Renforcement du projet en cours de route

  • Former les salariés, les sensibiliser au numérique, avoir une nouvelle culture d’entreprise commune.
  • Faire évoluer les postures managériales (partage de l’information, potentielles différences de pratiques en matière de délégation, rapport à « l’horizontalité » et à la « transversalité »).
  • Créer un poste de « le coach mission » pour aider les salariés à appréhender les changements et utiliser les outils mis en place.

A ces quatre leviers d’amélioration des projets de transformation internet, il y en a un cinquième : la coopération. La coopération en interne, bien sûr, mais aussi entre projets, au sein même du dispositif du Transformateur numérique. Parfois, des porteurs de projets, qui se sont rencontrés lors des deux jours d’accélération, ont décidé de s’associer pour les aider à porter une autre vision, un autre positionnement, ou utiliser un autre outil (un acteur en accompagnement à la réinsertion professionnelle a utilisé un service de valorisation de ses compétences sous forme de photos, par exemple). D’autres ont eu besoin de faire intervenir des tiers ou d’élargir les partenariats pour mener à bien leur réflexion et leur projet (un cabinet de conseil alternatif a pensé son projet en mode « ouvert », par exemple).

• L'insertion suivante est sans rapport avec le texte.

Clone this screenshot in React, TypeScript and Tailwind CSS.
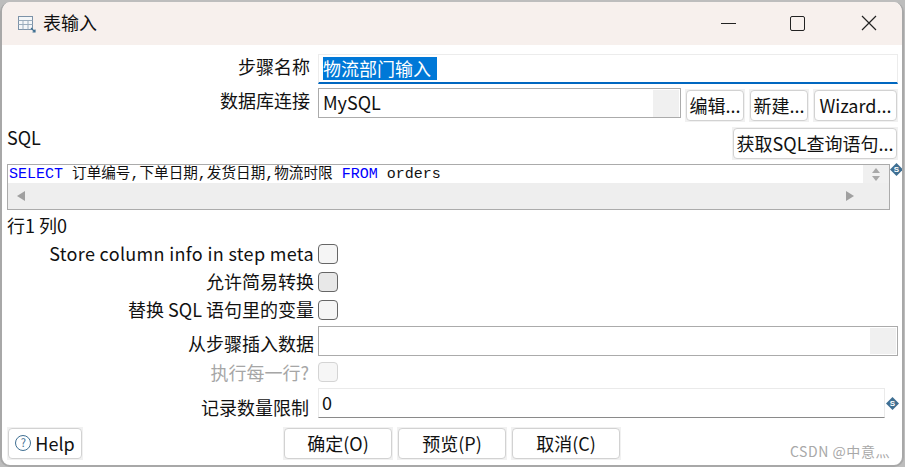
const FONT = "font-['Noto_Sans_CJK_SC','Noto_Sans',sans-serif]";

function VarIcon() {
  return (
    <svg width="13" height="13" viewBox="0 0 13 13" className="shrink-0">
      <path d="M6.5 0 L13 6.5 L6.5 13 L0 6.5 Z" fill="#3f6f92" />
      <text x="6.5" y="9.3" textAnchor="middle" fontSize="8" fontWeight="700" fill="#fff" fontFamily="Liberation Sans, sans-serif">S</text>
    </svg>
  );
}

function Label({ children, className = "" }: { children: React.ReactNode; className?: string }) {
  return <div className={`w-[307px] text-right text-[18px] leading-[24px] text-[#111] shrink-0 whitespace-nowrap ${className}`}>{children}</div>;
}

function Check({ disabled, shade }: { disabled?: boolean; shade?: boolean }) {
  return (
    <span
      className={`w-5 h-5 rounded-[4px] border shrink-0 ${
        disabled ? "border-[#d4d4d4] bg-[#f6f6f6]" : shade ? "border-[#666] bg-[#e8e8e8]" : "border-[#666] bg-[#f5f5f5]"
      }`}
    />
  );
}

function Btn({ children, className = "" }: { children: React.ReactNode; className?: string }) {
  return (
    <div className={`bg-[#f1f1f1] p-px shrink-0 ${className}`}>
      <div className="h-full w-full flex items-center justify-center pb-[2px] bg-white border border-[#d2d2d2] rounded-[4px] text-[18px] leading-[24px] text-[#111] whitespace-nowrap">
        {children}
      </div>
    </div>
  );
}

function CheckRow({ label, shade, className = "" }: { label: string; shade?: boolean; className?: string }) {
  return (
    <div className="flex items-center h-5 mb-2">
      <Label className={`pb-[2px] ${className}`}>{label}</Label>
      <span className="w-1" />
      <Check shade={shade} />
    </div>
  );
}

export default function App() {
  return (
    <div className={`w-[905px] h-[467px] bg-[#bdbdbd] overflow-hidden ${FONT}`}>
      <div className="w-[904px] h-[465px] mt-[2px] bg-white rounded-[10px] overflow-hidden border-l-[2px] border-r-[2px] border-b-[2px] border-[#a8a8a8]">
        {/* title bar */}
        <div className="h-[43px] bg-[#f7f0ed] flex items-center">
          <svg width="20" height="20" viewBox="0 0 20 20" className="ml-[15px]">
            <rect x="1.5" y="2.5" width="14" height="13" fill="#f4f6f8" stroke="#7c92a8" />
            <path d="M1.5 6.5H15.5M1.5 10.5H15.5M6 6.5V15.5M11 6.5V15.5" stroke="#9aacbc" fill="none" />
            <path d="M14 14l4 4M18 15.5V18H15.5" stroke="#3f6f92" fill="none" strokeWidth="1.2" />
          </svg>
          <span className="ml-[6px] pb-[3px] text-[18px] leading-[24px] text-[#111]">表输入</span>
          <div className="ml-auto flex items-center pb-px">
            <span className="w-[15px] h-px bg-[#222] mr-[54px]" />
            <span className="w-[15px] h-[15px] border-[1.5px] border-[#222] rounded-[2px] mr-[56px]" />
            <svg width="16" height="16" viewBox="0 0 16 16" className="mr-[25px]">
              <path d="M1 1L15 15M15 1L1 15" stroke="#222" strokeWidth="1.2" fill="none" />
            </svg>
          </div>
        </div>

        <div className="relative pl-[5px] h-[420px]">
          {/* step name */}
          <div className="flex pt-[9px] h-[43px]">
            <div className="w-[303px] text-right text-[18px] leading-[24px] text-[#111]">步骤名称</div>
            <div className="ml-[8px] w-[580px] h-[30px] border border-[#ececec] border-b-[2px] border-b-[#0067c0] flex items-center pl-1">
              <span className="bg-[#0078d7] text-white text-[18px] leading-[23px] pr-[6px]">物流部门输入</span>
            </div>
          </div>

          {/* connection */}
          <div className="flex h-[39px]">
            <div className="w-[303px] text-right text-[18px] leading-[24px] text-[#111]">数据库连接</div>
            <div className="ml-[8px] w-[363px] h-[30px] border border-[#ababab] flex items-center pl-1 pr-px text-[18px] leading-[24px] text-[#111]">
              <span className="pb-[3px]">MySQL</span>
              <span className="ml-auto w-[26px] h-[27px] bg-[#f0f0f0]" />
            </div>
            <Btn className="ml-[4px] mt-px w-[60px] h-[33px]">编辑...</Btn>
            <Btn className="ml-[4px] mt-px w-[60px] h-[33px]">新建...</Btn>
            <Btn className="ml-[4px] mt-px w-[85px] h-[33px]">Wizard...</Btn>
          </div>

          {/* SQL label */}
          <div className="flex h-[37px]">
            <div className="text-[18px] leading-[20px] text-[#111]">SQL</div>
            <Btn className="ml-auto mr-[4px] w-[166px] h-[33px]">获取SQL查询语句...</Btn>
          </div>

          {/* editor */}
          <div className="flex items-start h-[46px]">
            <div className="w-[883px] h-[46px] shrink-0 border border-[#ababab] flex flex-col">
              <div className="h-[18px] flex items-center">
                <span className="pl-px text-[15px] leading-[18px] whitespace-pre text-[#111] font-['Liberation_Mono','Noto_Sans_CJK_SC',monospace]">
                  <span className="text-[#0000ff]">SELECT</span> <span className="text-[14.6px]">订单编号</span>,<span className="text-[14.6px]">下单日期</span>,<span className="text-[14.6px]">发货日期</span>,<span className="text-[14.6px]">物流时限</span> <span className="text-[#0000ff]">FROM</span> orders
                </span>
                <span className="ml-auto w-[26px] h-[18px] bg-[#f0f0f0] flex flex-col items-center justify-center gap-[3px]">
                  <span className="w-0 h-0 border-x-[4px] border-x-transparent border-b-[5px] border-b-[#a8a8a8]" />
                  <span className="w-0 h-0 border-x-[4px] border-x-transparent border-t-[5px] border-t-[#a8a8a8]" />
                </span>
              </div>
              <div className="flex-1 bg-[#eeeeee] flex items-center justify-between px-[9px]">
                <span className="w-0 h-0 border-y-[5px] border-y-transparent border-r-[8px] border-r-[#a0a0a0]" />
                <span className="w-0 h-0 mr-[26px] border-y-[5px] border-y-transparent border-l-[8px] border-l-[#a0a0a0]" />
              </div>
            </div>
            <span className="-mt-[1px] shrink-0"><VarIcon /></span>
          </div>

          {/* caret position */}
          <div className="h-[34px] pt-[3px] text-[18px] leading-[24px] text-[#111]">行1 列0</div>

          <CheckRow label="Store column info in step meta" className="tracking-[0.33px]" />
          <CheckRow label="允许简易转换" shade />
          <CheckRow label="替换 SQL 语句里的变量" />

          {/* insert from step */}
          <div className="flex items-center h-[30px] mt-[-2px]">
            <Label className="pt-1">从步骤插入数据</Label>
            <span className="w-1" />
            <div className="w-[580px] h-[30px] border border-[#ababab] flex justify-end p-px">
              <span className="w-[26px] bg-[#f0f0f0]" />
            </div>
          </div>

          {/* per row */}
          <div className="flex items-center h-5 mt-[6px]">
            <div className="w-[302px] text-right text-[18px] leading-[24px] text-[#a6a6a6] shrink-0">执行每一行?</div>
            <span className="w-[9px]" />
            <Check disabled />
          </div>

          {/* limit */}
          <div className="flex h-[30px] mt-[6px]">
            <div className="w-[302px] text-right text-[18px] leading-[24px] pt-[7px] text-[#111] shrink-0">记录数量限制</div>
            <div className="ml-[9px] w-[567px] h-[30px] border border-[#eaeaea] border-b-[#8a8a8a] flex items-center pl-[3px] pb-[3px] text-[18px] leading-[24px] text-[#111]">0</div>
            <span className="ml-[1px] self-center"><VarIcon /></span>
          </div>

          {/* footer */}
          <div className="flex mt-[9px] h-[33px]">
            <Btn className="w-[76px] h-[33px]">
              <span className="flex items-center gap-1">
                <span className="w-4 h-4 rounded-full border-[1.5px] border-[#3f6f92] flex items-center justify-center text-[11px] leading-none text-[#3f6f92]">?</span>
                Help
              </span>
            </Btn>
            <Btn className="ml-[200px] w-[110px] h-[33px]">确定(O)</Btn>
            <Btn className="ml-[4px] w-[110px] h-[33px]">预览(P)</Btn>
            <Btn className="ml-[4px] w-[110px] h-[33px]">取消(C)</Btn>
          </div>

          {/* csdn watermark sits over the window */}
          <span className="absolute right-[12px] bottom-[5px] text-[14px] tracking-[0.55px] leading-[18px] text-[#a8a8a8]">CSDN @中意灬</span>
        </div>
      </div>
    </div>
  );
}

Il n’y a pas de recette miracle pour mener à bien un projet de transformation interne, quelque soit le type de structure (privée/publique, pme/grande entreprise, start-up/entreprise traditionnelle, agriculture/industrie/service, …). Le constat que l’on fait au sein de la Fing et l’Anact, au-delà des quelques remarques évoquées ci-dessus, est de toujours penser « usages » avant « outil », c’est-à-dire de penser les utilisations, les besoins auxquels doit répondre le nouvel outil ou service, avant son achat ou son déploiement. Par ailleurs, il est nécessaire de mettre en place une démarche collaborative prenant en compte les différentes parties prenantes pour que personne ne se sente lésée dans le processus de transformation. Outiller la participation des salariés en entreprise et des collectifs de manière générale est un élément clé dans la réussite d’un projet de transformation interne. Mais cela nécessite de penser également à inclure les personnes moins à l’aise numériquement, en mettant en place des dispositifs de médiation numérique. L’articulation des enjeux sociaux, de santé et de performance économique est au cœur de la qualité de vie au travail. Donner des capacités d’agir à chacun, dont les salariés, au-delà des conditions sociales, économiques, politiques auxquelles ils sont confrontés, est une des promesses du potentiel émancipateur du numérique.